Chapter 4: Reaksi Publik: dari 'Yah Elah' sampai 'Nyerah'
Begitu kabar ini naik, media sosial rame. Tagar #SaveKPK muncul lagi. Tapi kali ini rasanya kayak nostalgia yang menyakitkan. Banyak yang udah capek: “Apalah daya, kita cuma rakyat biasa.” Bahkan aktivis lama sampai nyinyir: “Kalau begini terus, nanti KPK cuma jadi tempat magang anak hukum.”
Organisasi macam ICW (Indonesia Corruption Watch) langsung teriak: ini pelemahan sistematis! Tapi ya, siapa yang dengar? Pemerintah adem, MK bilang itu tafsir konstitusi, DPR asik dengan kampanye masing-masing. Rakyat? Disuruh sabar.
Chapter 5: The Future? Welcome to Negara BUMN
Dengan tren kayak gini, jangan kaget kalau nanti makin banyak jabatan diisi lewat BUMN. Mau ngamanin dana? Kasih posisi komisaris. Mau kasih jabatan ke kolega politik? Buka slot direktur baru. Semua bisa diatur, asal jangan sebut-sebut KPK.
Dan buat rakyat? Ya nikmati sajalah drama ini. Anggap aja kayak nonton web series. Tapi ingat, ini bukan fiksi. Duit yang dikorupsi, jalanan yang rusak, sekolah yang bobrok — itu semua akibat dari sistem yang “legal tapi ngasal” kayak gini.
Penutup: Negara Hukum, Tapi Hukum Siapa?
Kita sering denger jargon: “Indonesia negara hukum.” Tapi tiap kali ada putusan absurd kayak gini, kita jadi bertanya: ini negara hukum, atau negara hukum-hukuman?
Kenapa MK bisa bikin putusan yang nabrak logika publik? Kenapa KPK makin hari makin ompong? Dan kenapa komisaris serta direktur BUMN, yang gajinya bisa miliaran, bisa bebas dari pengawasan ketat?
Jawabannya satu: karena bisa. Karena sistem memungkinkan. Karena elite udah saling cover, dan hukum bisa ditekuk asal punya kuasa.
Selamat datang di Wakanda versi Asia Tenggara. Di mana aktor korupsi makin licin, dan penegak hukum makin dibonsai.
Epilog: Buat Generasi Mikir
Buat lo yang masih kuliah hukum, atau ngaku Gen Z yang kritis, ini saatnya mikir: Mau sampai kapan diem aja?
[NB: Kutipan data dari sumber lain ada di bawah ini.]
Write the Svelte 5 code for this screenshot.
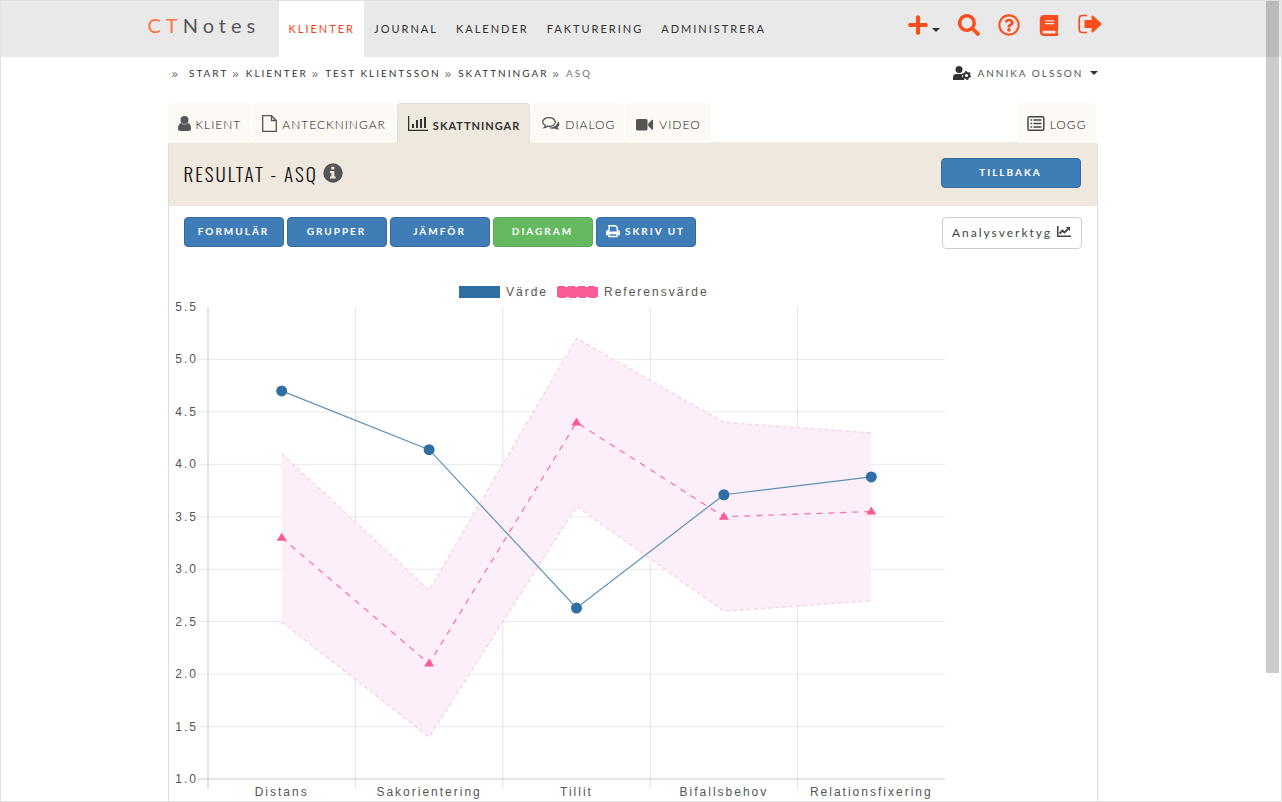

Mau dibohongi terus sama jargon-jargon ‘reformasi’ yang ternyata cuma kemasan? Jangan tunggu giliran kalian yang dirugikan.
KPK udah digunting, sekarang lagi dipotong labelnya. Kalau kita diem, besok mungkin tinggal jadi papan nama.
Dan jangan salah, negeri ini bukan kekurangan hukum. Kita cuma kebanyakan tukang sulap hukum.